In less than a three-year span, Riley catapulted from Lakers broadcaster to their head coach. His coaching career started when he joined Paul Westhead's staff as an assistant following a near-fatal bike crash during the 1979-80 season. With the Lakers owner, the late Dr. Jerry Buss, and their star player, Magic Johnson, less than enamored with Westhead, Riley was thrust into an interim coaching role.

Riley couldn't have asked for a better situation to start his new career. The Lakers had won the NBA championship in 1979-80 and followed that with a 58-win campaign the following season.

Riley returned the Lakers to a free-flowing offensive attack.
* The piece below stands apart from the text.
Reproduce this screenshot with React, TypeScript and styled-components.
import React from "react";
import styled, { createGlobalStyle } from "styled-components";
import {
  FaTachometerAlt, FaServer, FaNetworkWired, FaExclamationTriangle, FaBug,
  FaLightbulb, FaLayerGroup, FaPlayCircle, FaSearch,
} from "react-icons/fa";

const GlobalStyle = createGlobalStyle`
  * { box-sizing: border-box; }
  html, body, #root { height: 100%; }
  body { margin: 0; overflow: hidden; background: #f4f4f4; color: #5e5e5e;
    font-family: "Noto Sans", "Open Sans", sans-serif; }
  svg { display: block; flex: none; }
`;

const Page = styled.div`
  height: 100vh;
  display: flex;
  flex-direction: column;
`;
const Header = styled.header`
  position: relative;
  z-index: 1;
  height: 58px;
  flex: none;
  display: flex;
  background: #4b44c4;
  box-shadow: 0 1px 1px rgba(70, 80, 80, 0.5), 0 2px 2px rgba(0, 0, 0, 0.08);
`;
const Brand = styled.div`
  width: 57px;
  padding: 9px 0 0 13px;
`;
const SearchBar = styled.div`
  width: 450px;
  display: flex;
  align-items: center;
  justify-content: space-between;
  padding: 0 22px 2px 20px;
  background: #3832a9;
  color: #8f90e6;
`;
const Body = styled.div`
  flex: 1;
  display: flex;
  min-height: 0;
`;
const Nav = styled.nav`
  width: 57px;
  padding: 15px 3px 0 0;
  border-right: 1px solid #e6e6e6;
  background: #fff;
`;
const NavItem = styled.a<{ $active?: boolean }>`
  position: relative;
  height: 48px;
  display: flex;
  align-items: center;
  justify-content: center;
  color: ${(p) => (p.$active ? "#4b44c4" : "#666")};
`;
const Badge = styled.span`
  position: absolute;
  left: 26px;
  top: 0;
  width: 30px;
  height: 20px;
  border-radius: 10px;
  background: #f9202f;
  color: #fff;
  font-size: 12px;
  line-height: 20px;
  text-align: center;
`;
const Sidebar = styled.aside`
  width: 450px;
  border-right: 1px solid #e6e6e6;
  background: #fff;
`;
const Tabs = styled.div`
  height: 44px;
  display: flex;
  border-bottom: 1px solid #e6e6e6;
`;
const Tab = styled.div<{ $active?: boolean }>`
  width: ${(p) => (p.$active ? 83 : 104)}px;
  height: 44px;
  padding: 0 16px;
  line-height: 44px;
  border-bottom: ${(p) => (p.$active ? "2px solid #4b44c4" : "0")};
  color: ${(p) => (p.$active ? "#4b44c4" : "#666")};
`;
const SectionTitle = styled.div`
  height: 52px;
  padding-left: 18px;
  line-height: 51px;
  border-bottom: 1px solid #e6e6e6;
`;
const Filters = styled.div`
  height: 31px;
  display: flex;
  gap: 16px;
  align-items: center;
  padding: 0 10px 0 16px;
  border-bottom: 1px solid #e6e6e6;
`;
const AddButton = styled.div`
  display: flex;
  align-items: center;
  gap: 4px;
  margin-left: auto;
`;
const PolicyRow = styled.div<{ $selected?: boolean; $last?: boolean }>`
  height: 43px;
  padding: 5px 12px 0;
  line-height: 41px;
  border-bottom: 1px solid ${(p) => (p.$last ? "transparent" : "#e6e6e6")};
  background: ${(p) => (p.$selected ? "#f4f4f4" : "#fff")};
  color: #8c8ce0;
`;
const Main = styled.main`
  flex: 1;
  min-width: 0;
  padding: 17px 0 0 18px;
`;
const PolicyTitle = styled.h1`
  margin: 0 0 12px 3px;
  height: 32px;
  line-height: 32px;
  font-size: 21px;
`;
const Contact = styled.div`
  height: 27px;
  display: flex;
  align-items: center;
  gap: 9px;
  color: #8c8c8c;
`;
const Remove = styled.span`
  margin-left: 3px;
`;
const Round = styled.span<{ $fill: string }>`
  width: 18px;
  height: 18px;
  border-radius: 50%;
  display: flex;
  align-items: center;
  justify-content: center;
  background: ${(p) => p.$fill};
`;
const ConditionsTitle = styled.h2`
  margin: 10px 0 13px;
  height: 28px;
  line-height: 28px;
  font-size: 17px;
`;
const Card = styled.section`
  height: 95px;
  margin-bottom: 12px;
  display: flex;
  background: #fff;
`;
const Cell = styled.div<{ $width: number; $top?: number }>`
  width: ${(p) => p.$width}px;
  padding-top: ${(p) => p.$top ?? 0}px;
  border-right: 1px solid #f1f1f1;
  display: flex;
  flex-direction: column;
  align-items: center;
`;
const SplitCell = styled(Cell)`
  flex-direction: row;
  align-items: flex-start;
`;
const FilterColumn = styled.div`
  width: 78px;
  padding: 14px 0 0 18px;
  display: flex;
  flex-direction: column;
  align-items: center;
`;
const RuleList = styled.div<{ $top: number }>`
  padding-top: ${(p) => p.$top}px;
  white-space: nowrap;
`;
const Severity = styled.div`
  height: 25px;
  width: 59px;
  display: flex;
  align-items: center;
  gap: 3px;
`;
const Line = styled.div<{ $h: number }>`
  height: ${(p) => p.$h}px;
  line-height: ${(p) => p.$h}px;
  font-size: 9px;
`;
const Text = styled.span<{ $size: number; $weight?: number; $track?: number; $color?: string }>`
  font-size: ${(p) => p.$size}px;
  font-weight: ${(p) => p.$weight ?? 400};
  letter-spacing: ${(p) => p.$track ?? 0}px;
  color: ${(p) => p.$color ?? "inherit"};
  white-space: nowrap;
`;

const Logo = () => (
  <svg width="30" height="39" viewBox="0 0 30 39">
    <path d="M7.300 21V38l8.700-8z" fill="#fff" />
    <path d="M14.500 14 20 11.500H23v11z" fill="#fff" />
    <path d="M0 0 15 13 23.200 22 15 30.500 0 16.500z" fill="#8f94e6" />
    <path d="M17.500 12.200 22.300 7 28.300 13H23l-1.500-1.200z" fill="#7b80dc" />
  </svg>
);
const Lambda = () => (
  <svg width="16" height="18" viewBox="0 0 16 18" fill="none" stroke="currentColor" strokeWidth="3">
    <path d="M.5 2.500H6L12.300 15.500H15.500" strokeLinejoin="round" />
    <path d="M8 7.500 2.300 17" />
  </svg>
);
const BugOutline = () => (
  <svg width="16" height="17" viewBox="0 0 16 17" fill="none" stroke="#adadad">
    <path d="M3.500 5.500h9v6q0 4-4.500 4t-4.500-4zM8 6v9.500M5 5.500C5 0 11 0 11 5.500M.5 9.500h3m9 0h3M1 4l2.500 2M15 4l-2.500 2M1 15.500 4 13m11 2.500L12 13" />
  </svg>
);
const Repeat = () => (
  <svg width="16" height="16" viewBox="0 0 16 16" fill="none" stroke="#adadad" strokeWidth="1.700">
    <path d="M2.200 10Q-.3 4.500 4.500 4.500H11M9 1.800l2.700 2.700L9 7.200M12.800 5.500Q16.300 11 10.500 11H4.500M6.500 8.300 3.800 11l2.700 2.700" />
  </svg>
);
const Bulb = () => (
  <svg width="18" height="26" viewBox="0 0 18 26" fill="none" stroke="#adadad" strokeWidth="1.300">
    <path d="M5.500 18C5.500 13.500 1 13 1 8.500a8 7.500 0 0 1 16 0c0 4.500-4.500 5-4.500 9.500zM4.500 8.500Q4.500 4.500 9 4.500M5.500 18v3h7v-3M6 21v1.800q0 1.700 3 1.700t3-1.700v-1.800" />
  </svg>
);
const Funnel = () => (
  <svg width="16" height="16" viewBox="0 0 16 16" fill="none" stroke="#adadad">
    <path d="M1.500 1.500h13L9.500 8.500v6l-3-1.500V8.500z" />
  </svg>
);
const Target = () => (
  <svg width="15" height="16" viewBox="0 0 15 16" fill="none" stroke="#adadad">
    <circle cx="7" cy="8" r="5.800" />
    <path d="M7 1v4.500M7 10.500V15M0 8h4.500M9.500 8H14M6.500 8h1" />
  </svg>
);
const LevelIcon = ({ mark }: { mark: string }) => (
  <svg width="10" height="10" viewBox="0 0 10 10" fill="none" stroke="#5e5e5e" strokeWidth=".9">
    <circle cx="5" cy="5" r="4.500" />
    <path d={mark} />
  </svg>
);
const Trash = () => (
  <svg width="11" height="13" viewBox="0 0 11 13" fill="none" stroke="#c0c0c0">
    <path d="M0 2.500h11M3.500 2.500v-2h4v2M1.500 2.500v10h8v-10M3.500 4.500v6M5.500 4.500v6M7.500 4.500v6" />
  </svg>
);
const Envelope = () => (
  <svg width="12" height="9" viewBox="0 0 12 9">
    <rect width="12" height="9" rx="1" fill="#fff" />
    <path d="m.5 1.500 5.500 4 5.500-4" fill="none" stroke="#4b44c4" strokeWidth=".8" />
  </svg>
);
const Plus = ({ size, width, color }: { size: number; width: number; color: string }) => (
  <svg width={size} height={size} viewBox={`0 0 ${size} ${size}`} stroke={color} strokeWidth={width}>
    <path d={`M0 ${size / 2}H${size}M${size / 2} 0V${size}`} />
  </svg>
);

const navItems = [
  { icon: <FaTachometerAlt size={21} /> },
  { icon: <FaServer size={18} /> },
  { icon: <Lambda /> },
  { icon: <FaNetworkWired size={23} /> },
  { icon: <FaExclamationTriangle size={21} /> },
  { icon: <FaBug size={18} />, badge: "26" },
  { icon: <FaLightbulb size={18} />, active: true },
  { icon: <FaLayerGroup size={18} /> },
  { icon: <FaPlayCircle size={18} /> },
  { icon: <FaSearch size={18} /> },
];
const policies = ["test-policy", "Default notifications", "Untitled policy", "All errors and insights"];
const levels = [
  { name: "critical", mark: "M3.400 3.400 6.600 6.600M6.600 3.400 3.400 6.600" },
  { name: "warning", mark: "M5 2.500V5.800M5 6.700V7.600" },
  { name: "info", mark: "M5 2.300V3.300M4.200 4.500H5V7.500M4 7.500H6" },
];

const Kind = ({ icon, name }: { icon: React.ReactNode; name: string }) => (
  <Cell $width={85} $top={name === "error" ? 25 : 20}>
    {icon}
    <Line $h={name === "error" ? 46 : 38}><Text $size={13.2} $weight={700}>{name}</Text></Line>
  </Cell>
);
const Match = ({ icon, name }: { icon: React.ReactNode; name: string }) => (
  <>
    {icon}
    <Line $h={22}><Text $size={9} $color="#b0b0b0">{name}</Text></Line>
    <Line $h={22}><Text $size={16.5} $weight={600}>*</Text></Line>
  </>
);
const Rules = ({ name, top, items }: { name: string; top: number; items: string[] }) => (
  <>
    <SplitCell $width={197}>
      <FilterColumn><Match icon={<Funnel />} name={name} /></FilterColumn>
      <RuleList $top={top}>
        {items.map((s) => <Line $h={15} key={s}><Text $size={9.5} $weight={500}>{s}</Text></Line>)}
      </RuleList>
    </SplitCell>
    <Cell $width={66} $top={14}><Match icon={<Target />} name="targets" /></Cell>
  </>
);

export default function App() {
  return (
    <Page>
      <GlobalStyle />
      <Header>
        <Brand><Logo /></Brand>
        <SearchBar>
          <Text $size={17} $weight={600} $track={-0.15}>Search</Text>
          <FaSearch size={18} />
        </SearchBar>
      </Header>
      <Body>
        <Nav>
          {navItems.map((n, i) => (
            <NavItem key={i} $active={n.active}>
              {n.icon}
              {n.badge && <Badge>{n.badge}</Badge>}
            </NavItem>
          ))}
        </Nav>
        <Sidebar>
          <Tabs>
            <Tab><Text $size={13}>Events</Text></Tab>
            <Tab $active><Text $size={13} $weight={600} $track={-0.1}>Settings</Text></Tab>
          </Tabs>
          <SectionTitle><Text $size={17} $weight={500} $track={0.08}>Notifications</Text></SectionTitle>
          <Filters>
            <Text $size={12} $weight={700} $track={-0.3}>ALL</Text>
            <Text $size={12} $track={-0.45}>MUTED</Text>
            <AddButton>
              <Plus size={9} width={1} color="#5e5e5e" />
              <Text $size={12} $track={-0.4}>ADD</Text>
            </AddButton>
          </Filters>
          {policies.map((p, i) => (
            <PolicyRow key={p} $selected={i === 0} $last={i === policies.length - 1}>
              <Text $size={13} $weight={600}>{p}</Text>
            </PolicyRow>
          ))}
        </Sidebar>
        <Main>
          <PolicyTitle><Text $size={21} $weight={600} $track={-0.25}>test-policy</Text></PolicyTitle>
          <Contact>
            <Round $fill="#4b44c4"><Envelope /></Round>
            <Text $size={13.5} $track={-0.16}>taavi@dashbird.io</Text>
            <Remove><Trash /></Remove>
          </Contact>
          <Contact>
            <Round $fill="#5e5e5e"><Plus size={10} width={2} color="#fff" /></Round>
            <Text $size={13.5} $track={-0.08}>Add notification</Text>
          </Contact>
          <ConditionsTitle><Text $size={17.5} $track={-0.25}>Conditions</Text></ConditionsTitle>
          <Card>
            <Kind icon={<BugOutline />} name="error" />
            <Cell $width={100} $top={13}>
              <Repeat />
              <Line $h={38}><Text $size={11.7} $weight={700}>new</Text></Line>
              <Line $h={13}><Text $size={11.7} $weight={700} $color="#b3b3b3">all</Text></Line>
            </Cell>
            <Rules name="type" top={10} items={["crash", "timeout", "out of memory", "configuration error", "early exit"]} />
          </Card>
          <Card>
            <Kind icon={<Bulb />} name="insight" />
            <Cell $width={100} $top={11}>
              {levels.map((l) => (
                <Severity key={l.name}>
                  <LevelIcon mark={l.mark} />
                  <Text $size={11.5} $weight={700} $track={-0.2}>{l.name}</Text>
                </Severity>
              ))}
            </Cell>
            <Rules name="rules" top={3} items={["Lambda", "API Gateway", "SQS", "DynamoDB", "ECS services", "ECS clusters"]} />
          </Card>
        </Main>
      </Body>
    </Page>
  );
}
With the magnetic Magic Johnson spearheading this blistering group and Buss transforming Lakers games into must-see events, the "Showtime" Lakers were the league's most entertaining bunch. And a wildly successful group at that.

Johnson and Norm Nixon orchestrated the offense, and Kareem Abdul-Jabbar (the NBA's all-time leading scorer) manned the middle. Jamal Wilkes carried that energy to the wing. Bob McAdoo and James Worthy joined the party shortly thereafter.

Riley manned the Lakers sideline for eight-plus seasons. His guidance yielded four NBA titles and three more NBA Finals appearances.